O co mi chodzi. O twój nick. Ale tak na poważnie. Chodzi mi o to, że naprawdę jestem zainteresowany, co chcesz tępić?
Co w twoim odczuciu jest narodową mitomanią.

Podskórnie czuję, że gdybyś napisał coś na ten temat, powstałaby fantastyczna dyskusja na ten temat.

Napiszesz coś takiego?

Human Bazooka


Mad Dog

W skrócie mogę napisać tak:

- mit w dzisiejszym znaczeniu tego słowa to nieprawdziwa opowieść, której celem jest stworzenie fałszywego obrazu rzeczywistości;

- mitomania to uwielbienie i brnięcie w owe historie, aż do schizofrenii;

- narodowy mit to fałszywa, a utrwalona teza na temat narodu lub kraju, która to teza może stawiać kraj tak w korzystnym świetle (w przypadku Polski może to być np. Polska krajem bez stosów), jak i negatywnym (w Polsce np. naród pijaków i złodziei). Czasem te zjawiska określa się mianem stereotypów narodowych.

- narodowa mitomiania to sytuacja w której nagromadzenie fałszywych obrazów kraju, jego sytuacji lub historii nabiera rozmiarów patologicznych, bo w samym micie narodowym nie ma nic nadzwyczajnego.

Tępię to zjawisko, bo go nie znoszę. Mam ponadto wrażenie, że w Polsce występuje on w natężeniu rzadko spotykanym. A to szkodzi w prawidłowym rozeznaniu sytuacji i w efekcie uniemożliwia skuteczne działanie dla dobra kraju.

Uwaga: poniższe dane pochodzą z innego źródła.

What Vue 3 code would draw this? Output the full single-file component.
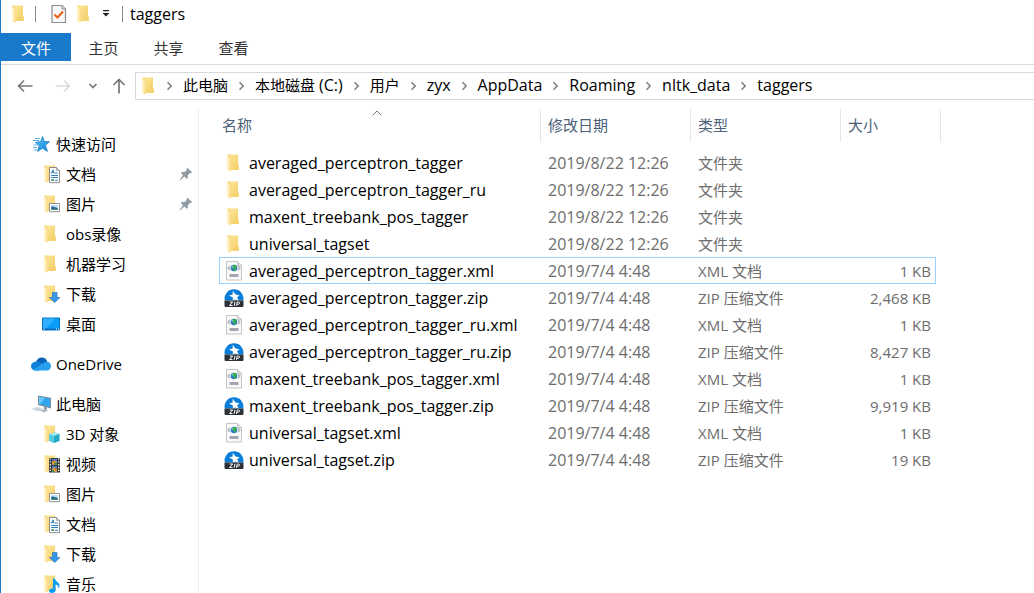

Kiedyś na Salonie24 pisałem jako Drogi Bronisław, a że pisałem głównie o takich sprawach i nie chciałem korzystać z tego nicka po śmierci Bronisława Geremka, zmieniłem na taki.

Pozdrawiam


Ale wiesz co?

Uważam, że powinieneś rozwinąć to w osobnym wpisie. Byłby świetnym początkiem do dyskusji.

Human Bazooka


Mad Dogu

W pierwotnej wersji odpowiedzi na Twoje pytanie napisałem, że zrobię to w osobnej notce jutro, lub pojutrze; potem zmieniłem treść, ale zobowiązanie podtrzymuję.